Around 400 works from the collection of the late Hong Kong-born businessman and philanthropist Joseph Hotung will be offered by Sotheby’s later this year. They will be split between a Hong Kong sale in October and a London sale in December.
Hotung is best known in art circles for funding the 2018 refurbishment of the British Museum’s Chinese and South Asian gallery, which is named after him. A trustee of the museum, he bequeathed it the entirety of his extensive collections of Chinese jades and early Chinese blue and white porcelains—one of the most valuable gifts the institution has received in recent history. They will go on display later this year.

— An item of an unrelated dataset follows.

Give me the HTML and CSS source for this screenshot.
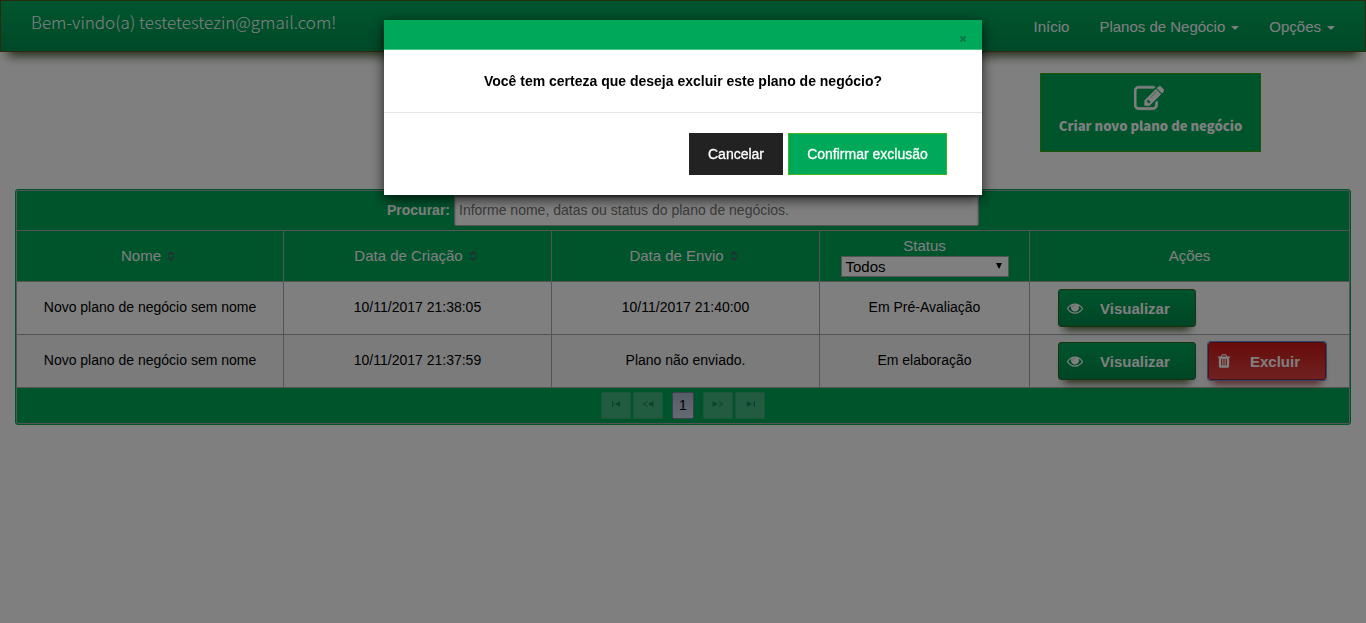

Sotheby’s will soon offer what is left of his collection, broadly dividing it into two categories: Chinese paintings, objects and antiquities stretching across two millennia, auctioned on 8 and 9 October in Hong Kong, and European furniture and portraits from the 17th to early 20th centuries, offered on 7 and 8 December during London’s Old Master sales.
Among the highlights of the former sale is a large 13th-century blue and white “fish” jar from the Yuan dynasty, estimated between £2m to £2.5m. It joins a folding Ming dynasty horse-shoe back armchair, made from fragrant rosewood and estimated at £1m to £1.5m. These chairs were used as designated seats of honour for travelling dignitaries. The star lot among the Chinese paintings is Qi Baishi’s multi-panelled Prosperous Fruits and Flowers from the 1920s.One of his largest works, it measures 2.8 meters in height and is estimated between £1.8m to £3m.
Meanwhile, December’s increasingly thin Old Master sales in London will gratefully receive the second half of the collection. Centred around French Impressionism and early Modernism, it includes a group of portraits by Degas—a notable genre for the artist as he never painted portraits on commission. The most valuable of these is his 1874 portrait of Manet’s younger brother, Eugène, created as a wedding gift to the sitter and his wife, the painter Berthe Morisot, which carries an estimate at £4m to £6m.
Another artist strongly represented in this half of collection is Édouard Vuillard. On offer is a never-before auctioned late 1890s painting by the Nabis painter depicting a clandestine meeting between several suited gentleman, estimated at £2m to £3m. A smaller group of pre-19th-century works will also be offered, including a portrait attributed to Frans Hals and his studio, and a still life by the 18th century Spanish painter Luis Meléndez.
Also included in the London sales is Hotung’s collection of English furniture and French silverware. This includes a pair of George III carved mahogany library armchairs (around 1765), estimated between £80,000-120,000, and pair of neoclassical candelabra from Robert-Joseph Auguste’s dinner service supplied to George III, estimated between £400,000 to £600,000.
A member of one of Hong Kong’s wealthiest and oldest families, Hotung began collecting in the early 1970s after a delayed flight left him stranded in San Francisco. To kill time, he wandered into an antiques shop and discovered a pair of white jade bowls. He moved from Hong Kong to the UK in the 1990s. Despite his wealth and prolific patronage, Hotung remained a relatively private figure throughout his life and kept his collection in his London home.